Mr. Ring gave Washington Wizards basketball tickets to former Justice Department Deputy Chief of Staff Robert E. Coughlin. In return, Mr. Coughlin emailed another agency to help secure about $16.3 million in grants for the Choctaw Indians, whom Mr. Ring represented with Mr. Abramoff.
The U.S. Court of Appeals for the D.C. Circuit upheld Mr. Ring’s 2010 conviction, saying the evidence was sufficient because of the impact and influence an email from the Justice Department would have.
“I don’t know if a case like that survives after this decision,” Mr. Wise said. “Not only do you have to forward the email and set up a meeting, but you need evidence that an official tried influence the ultimate result. We could see cases like that subject to challenges.”
Noah Bookbinder, executive director of Citizens for Responsibility and Ethics in Washington, agreed that even with the narrowing of the statute, some cases could be challenged and future cases will face a different set of parameters.
“Bribery has always been a difficult charge to prove, and the Supreme Court just made it more difficult,” Mr. Bookbinder said. “There are a few instances of what a lot of us see as corruption which will be more difficult to prove now. It could be more rare going forward.”
‘Distasteful … tawdry’
Mr. Bookbinder said it’s not enough now to say that public officials set up meetings or expressed support for someone in order to level corruption charges against them.
“That’s a hurdle that wasn’t there before,” he said.
In his relationship with Mr. Williams, Mr. McDonnell accepted gifts such as golf outings, rides in the businessman’s Ferrari, a Rolex watch and $15,000 for catering at the McDonnells’ daughter’s wedding. But the former governor’s efforts on Mr. Williams’ behalf failed to secure state support of the businessman’s products, with state universities declining to research his supplement.

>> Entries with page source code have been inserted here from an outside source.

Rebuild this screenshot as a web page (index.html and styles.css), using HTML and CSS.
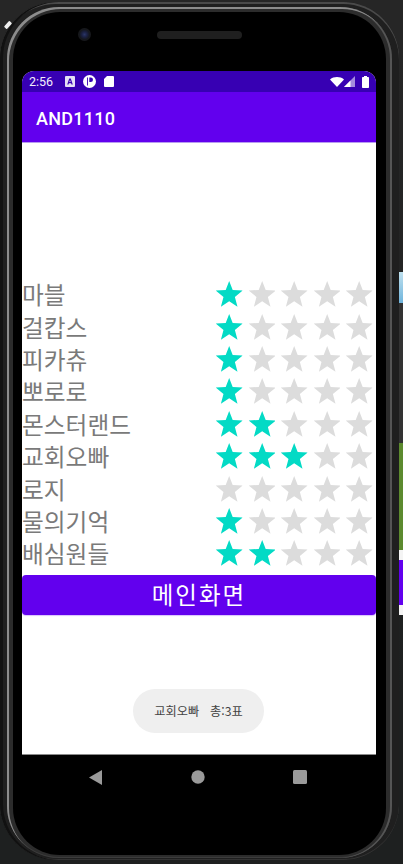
FILE: index.html
```html
<!DOCTYPE html>
<html lang="ko">
<head>
<meta charset="utf-8">
<title>AND1110</title>
<link rel="stylesheet" href="styles.css">
</head>
<body>
<svg class="defs" width="0" height="0" aria-hidden="true"><defs><symbol id="star" viewBox="0 0 27 26"><polygon points="13.5,0 17,8.9 27,9.6 19.2,15.9 21.8,25.8 13.5,20.3 5.2,25.8 7.8,15.9 0,9.6 10,8.9"/></symbol></defs></svg>
<div class="stage">
  <div class="phone">
    <span class="glint"></span>
    <div class="rim">
      <div class="body">
        <div class="earpiece">
          <span class="camera"></span>
          <span class="speaker"></span>
        </div>
        <main class="screen">
          <div class="status">
            <span class="time">2:56</span>
            <svg class="ic" width="10" height="11" viewBox="0 0 10 11"><path fill="#e4e0f4" d="M1 0h8a1 1 0 0 1 1 1v9a1 1 0 0 1-1 1H1a1 1 0 0 1-1-1V1a1 1 0 0 1 1-1z"/><path fill="#3700b3" d="M4.2 2.5h1.6l2 6H6.5l-.4-1.3H3.9l-.4 1.3H2.2zM4.3 6.1h1.4L5 3.9z"/></svg>
            <svg class="ic" width="13" height="13" viewBox="0 0 13 13"><circle cx="6.5" cy="6.5" r="6.5" fill="#fff"/><path fill="#3700b3" d="M5 2.5h-.9v8H5zM6.300 2.600h1.500a2.200 2.200 0 0 1 0 4.400H6.300z"/></svg>
            <svg class="ic" width="10" height="11" viewBox="0 0 10 11"><path fill="#fff" d="M3 0h6a1 1 0 0 1 1 1v9a1 1 0 0 1-1 1H1a1 1 0 0 1-1-1V3z"/></svg>
            <span class="status-gap"></span>
            <svg width="14" height="10" viewBox="0 0 14 10"><path fill="#fff" d="M0 2.400C3.900-.8 10.100-.8 14 2.400L7 10z"/></svg>
            <svg width="11" height="11" viewBox="0 0 11 11"><path fill="#fff" fill-opacity=".55" d="M11 0v11H0z"/><path fill="#fff" d="M6.500 4.500V11H0z"/></svg>
            <svg class="batt" width="7" height="12" viewBox="0 0 7 12"><path fill="#fff" d="M2 0h3v1h1.200a.8.8 0 0 1 .8.800v9.400a.8.800 0 0 1-.8.800H.8a.8.800 0 0 1-.8-.8V1.800A.8.800 0 0 1 .8 1H2z"/></svg>
          </div>
          <header class="appbar">AND1110</header>
          <section class="content">
            <ul class="list">
              <li class="row"><span class="name">마블</span><span class="stars"><svg class="star on"><use href="#star"/></svg><svg class="star"><use href="#star"/></svg><svg class="star"><use href="#star"/></svg><svg class="star"><use href="#star"/></svg><svg class="star"><use href="#star"/></svg></span></li>
              <li class="row"><span class="name">걸캅스</span><span class="stars"><svg class="star on"><use href="#star"/></svg><svg class="star"><use href="#star"/></svg><svg class="star"><use href="#star"/></svg><svg class="star"><use href="#star"/></svg><svg class="star"><use href="#star"/></svg></span></li>
              <li class="row"><span class="name">피카츄</span><span class="stars"><svg class="star on"><use href="#star"/></svg><svg class="star"><use href="#star"/></svg><svg class="star"><use href="#star"/></svg><svg class="star"><use href="#star"/></svg><svg class="star"><use href="#star"/></svg></span></li>
              <li class="row"><span class="name">뽀로로</span><span class="stars"><svg class="star on"><use href="#star"/></svg><svg class="star"><use href="#star"/></svg><svg class="star"><use href="#star"/></svg><svg class="star"><use href="#star"/></svg><svg class="star"><use href="#star"/></svg></span></li>
              <li class="row"><span class="name">몬스터랜드</span><span class="stars"><svg class="star on"><use href="#star"/></svg><svg class="star on"><use href="#star"/></svg><svg class="star"><use href="#star"/></svg><svg class="star"><use href="#star"/></svg><svg class="star"><use href="#star"/></svg></span></li>
              <li class="row"><span class="name">교회오빠</span><span class="stars"><svg class="star on"><use href="#star"/></svg><svg class="star on"><use href="#star"/></svg><svg class="star on"><use href="#star"/></svg><svg class="star"><use href="#star"/></svg><svg class="star"><use href="#star"/></svg></span></li>
              <li class="row"><span class="name">로지</span><span class="stars"><svg class="star"><use href="#star"/></svg><svg class="star"><use href="#star"/></svg><svg class="star"><use href="#star"/></svg><svg class="star"><use href="#star"/></svg><svg class="star"><use href="#star"/></svg></span></li>
              <li class="row"><span class="name">물의기억</span><span class="stars"><svg class="star on"><use href="#star"/></svg><svg class="star"><use href="#star"/></svg><svg class="star"><use href="#star"/></svg><svg class="star"><use href="#star"/></svg><svg class="star"><use href="#star"/></svg></span></li>
              <li class="row"><span class="name">배심원들</span><span class="stars"><svg class="star on"><use href="#star"/></svg><svg class="star on"><use href="#star"/></svg><svg class="star"><use href="#star"/></svg><svg class="star"><use href="#star"/></svg><svg class="star"><use href="#star"/></svg></span></li>
            </ul>
            <button class="main-btn" type="button">메인화면</button>
            <div class="toast">교회오빠  총:3표</div>
          </section>
        </main>
        <nav class="navbar">
          <svg width="13" height="15" viewBox="0 0 13 15"><path fill="#9a9a9a" d="M13 0v15L0 7.500z"/></svg>
          <svg width="14" height="14" viewBox="0 0 14 14"><circle cx="7" cy="7" r="6.700" fill="#9a9a9a"/></svg>
          <svg width="14" height="14" viewBox="0 0 14 14"><rect width="14" height="14" rx="1.500" fill="#9a9a9a"/></svg>
        </nav>
      </div>
    </div>
  </div>
  <aside class="peek">
    <div class="p-dark-a"></div>
    <div class="p-blue"></div>
    <div class="p-grey"></div>
    <div class="p-green"></div>
    <div class="p-white"></div>
    <div class="p-purple"></div>
    <div class="p-white"></div>
  </aside>
</div>
</body>
</html>
```

FILE: styles.css
```css
html, body { margin: 0; padding: 0; background: #1e2020; }
.defs { position: absolute; }
.stage {
  width: 403px;
  height: 864px;
  display: flex;
  overflow: hidden;
  background: linear-gradient(#262626 0, #262626 40px, #1e2020 700px);
  font-family: "Noto Sans CJK KR", "Noto Sans", sans-serif;
}
.phone {
  position: relative;
  flex: none;
  box-sizing: border-box;
  width: 399px;
  height: 858px;
  margin-top: 2px;
  padding: 5px 7px 2px 7px;
  border-radius: 56px;
  background: #1f1f1f;
  box-shadow: inset 3px 0 0 #111, inset 0 2px 0 #4a4a4a, inset 0 -1px 0 #333;
}
.glint {
  position: absolute;
  left: 4px;
  top: 21px;
  width: 8px;
  height: 4px;
  background: #eee;
  transform: rotate(-48deg);
  border-radius: 1px;
}
.rim {
  box-sizing: border-box;
  height: 100%;
  padding: 5px 6px 3px 6px;
  border-radius: 52px;
  background: #2c2c2c;
  box-shadow: inset 2px 2px 0 #8c8c8c, inset -2px 0 0 #555, inset 0 -1px 0 #3c3c3c;
}
.body {
  box-sizing: border-box;
  height: 100%;
  padding: 0 10px 0 9px;
  border-radius: 47px;
  background: #000;
}
.earpiece {
  box-sizing: border-box;
  height: 59px;
  padding: 0 0 15px 56px;
  display: flex;
  align-items: center;
  gap: 66px;
}
.camera {
  width: 13px;
  height: 13px;
  border-radius: 50%;
  background: radial-gradient(circle, #2a3566 0, #1a2040 30%, #15171c 55%, #1c1c1c 100%);
}
.speaker {
  width: 85px;
  height: 8px;
  margin-top: 2px;
  border-radius: 4px;
  background: #1f1f1f;
}
.screen {
  height: 684px;
  display: flex;
  flex-direction: column;
  overflow: hidden;
  border-radius: 12px 12px 0 0;
  background: #fff;
  border-bottom: 1px solid #8a8a8a;
  box-sizing: border-box;
}
.status {
  flex: none;
  height: 21px;
  box-sizing: border-box;
  padding: 0 7px;
  display: flex;
  align-items: center;
  background: #3700b3;
  color: #fff;
}
.time {
  width: 36px;
  font: 12.5px Roboto, sans-serif;
  color: #f2eefc;
}
.ic { margin-right: 8px; flex: none; }
.status-gap { flex: 1; }
.status svg:not(.ic) { flex: none; }
.batt { margin-left: 7px; margin-right: 0; }
.appbar {
  flex: none;
  box-sizing: border-box;
  height: 51px;
  padding: 2px 0 0 14px;
  display: flex;
  align-items: center;
  background: #6200ee;
  border-bottom: 1px solid #b79cf0;
  color: #fff;
  font: 500 18px Roboto, sans-serif;
  letter-spacing: 0.25px;
}
.content {
  position: relative;
  flex: 1;
  padding-top: 135px;
}
.list { list-style: none; margin: 0; padding: 0; }
.row {
  height: 32.4px;
  display: flex;
  align-items: center;
  justify-content: space-between;
}
.name {
  font-size: 23.7px;
  line-height: 32px;
  color: #7a7a7a;
}
.stars { display: flex; flex: none; width: 162px; margin-right: 0.6px; }
.star {
  width: 27px;
  height: 26px;
  padding: 0 2.7px;
  box-sizing: content-box;
  fill: #dcdcdc;
}
.star.on { fill: #03dac5; }
.main-btn {
  display: block;
  box-sizing: border-box;
  width: 100%;
  height: 40px;
  margin: 5px 0 0;
  padding: 0 0 2px 0;
  border: 0;
  border-radius: 4px;
  background: #6200ee;
  box-shadow: 0 1px 1px rgba(98, 0, 238, .25);
  color: #fff;
  font-family: "Noto Sans CJK KR", sans-serif;
  font-size: 23.5px;
  letter-spacing: 2px;
}
.toast {
  position: absolute;
  left: 111px;
  bottom: 21px;
  width: 131px;
  height: 44px;
  display: flex;
  align-items: center;
  justify-content: center;
  border-radius: 22px;
  background: #efefef;
  color: #444;
  font-size: 12.2px;
  word-spacing: 2px;
  white-space: pre;
}
.navbar {
  height: 44px;
  display: flex;
  align-items: center;
  padding: 0 69px 0 67px;
  justify-content: space-between;
}
.peek { flex: none; width: 4px; display: flex; flex-direction: column; }
.p-dark-a { height: 272px; }
.p-blue { height: 31px; background: linear-gradient(#bfe0ee, #6fb4dc); }
.p-grey { height: 140px; background: #333; }
.p-green { height: 107px; background: #5c8a2e; }
.p-white { height: 10px; background: #f4f4f4; }
.p-purple { height: 45px; background: #6200ee; }
```
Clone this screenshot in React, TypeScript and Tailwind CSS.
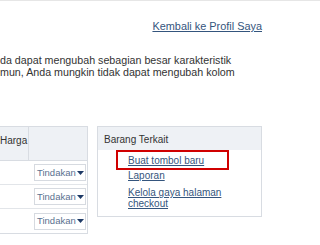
import React from "react";

const link = "text-[#34557d] underline";

const ActionButton: React.FC = () => (
  <span className="inline-flex items-center h-[17px] pl-[2px] pr-[1px] border border-[#d6dae0] bg-white text-[#5a7190] text-[9.5px] leading-none">
    Tindakan
    <svg width="7" height="4" viewBox="0 0 7 4" className="ml-[1px]">
      <path d="M0 0h7L3.5 4z" fill="#1e3a66" />
    </svg>
  </span>
);

export default function App() {
  return (
    <div
      className="w-[320px] h-[245px] overflow-hidden bg-white border-t border-[#e6e6e6] text-[#333] text-[10px]"
      style={{ fontFamily: '"Liberation Sans", Arial, sans-serif' }}
    >
      <div className="flex justify-end pr-[58px] pt-[18px]">
        <a className={`${link} text-[10.9px] leading-[14px]`}>Kembali ke Profil Saya</a>
      </div>

      <p className="mt-[21px] leading-[12px] text-[10.7px]">
        da dapat mengubah sebagian besar karakteristik
        <br />
        mun, Anda mungkin tidak dapat mengubah kolom
      </p>

      <div className="flex items-start gap-[9px] mt-[48px]">
        {/* actions table */}
        <div className="w-[88px] border border-l-0 border-[#d8dce2]">
          <div className="flex h-[34px] bg-[#eef1f5] border-b border-[#d8dce2]">
            <div className="w-[29px] pt-[6px] border-r border-[#d8dce2]">Harga</div>
            <div className="flex-1" />
          </div>
          {[0, 1, 2].map((i) => (
            <div
              key={i}
              className={`flex h-[24px] items-center pl-[34px] ${i < 2 ? "border-b border-[#e2e5e9]" : ""}`}
            >
              <ActionButton />
            </div>
          ))}
        </div>

        {/* related items box */}
        <div className="w-[165px] h-[91px] border border-[#d8dce2]">
          <div className="h-[23px] bg-[#eef1f5] pl-[6px] pt-[5px]">Barang Terkait</div>
          <div className="flex flex-col pl-[18px] text-[10px]">
            <div className="w-[113px] h-[20px] border-2 border-[#d00000] pl-[10px] flex items-center">
              <a className={link}>Buat tombol baru</a>
            </div>
            <a className={`${link} pl-[12px] leading-[11px]`}>Laporan</a>
            <a className={`${link} pl-[12px] mt-[6px] leading-[11px]`}>
              Kelola gaya halaman
              <br />
              checkout
            </a>
          </div>
        </div>
      </div>
    </div>
  );
}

Writing for the court, Chief Justice Roberts said the instructions to Mr. McDonnell’s jury were so broad that any action a public official might take could be considered an “official action.”
“Setting up a meeting, talking to another official, or organizing an event (or agreeing to do so) — without more — does not fit that definition of official act,” the chief justice wrote.
“There is no doubt that this case is distasteful; it may be worse than that,” he wrote. “But our concern is not with tawdry tales of Ferraris, Rolexes and ball gowns. It is instead with the broader legal implications of the government’s boundless interpretation of the federal bribery statute.”
Mr. Weiner noted that the court didn’t say whether Mr. McDonnell broke any laws, just that the case was mishandled when jury instructions were given.
“The court said that the behavior issue here was distasteful and maybe worse, so that suggests that they didn’t rule out the fact that laws were broken,” he said.
The Supreme Court last weighed in on what counts as honest services fraud in 2010, when it significantly narrowed the scope of the law in response to an appeal by Jeffrey Skilling, former chief executive of Enron.
The court found that for quid pro quo arrangements to be prosecuted as “honest services” fraud, bribes and kickbacks had to be involved. What was left open for interpretation was the level that the “quo” or official action must rise to in order to be considered a crime.
⦁ Andrea Noble contributed to this article, which is based in part on wire service reports.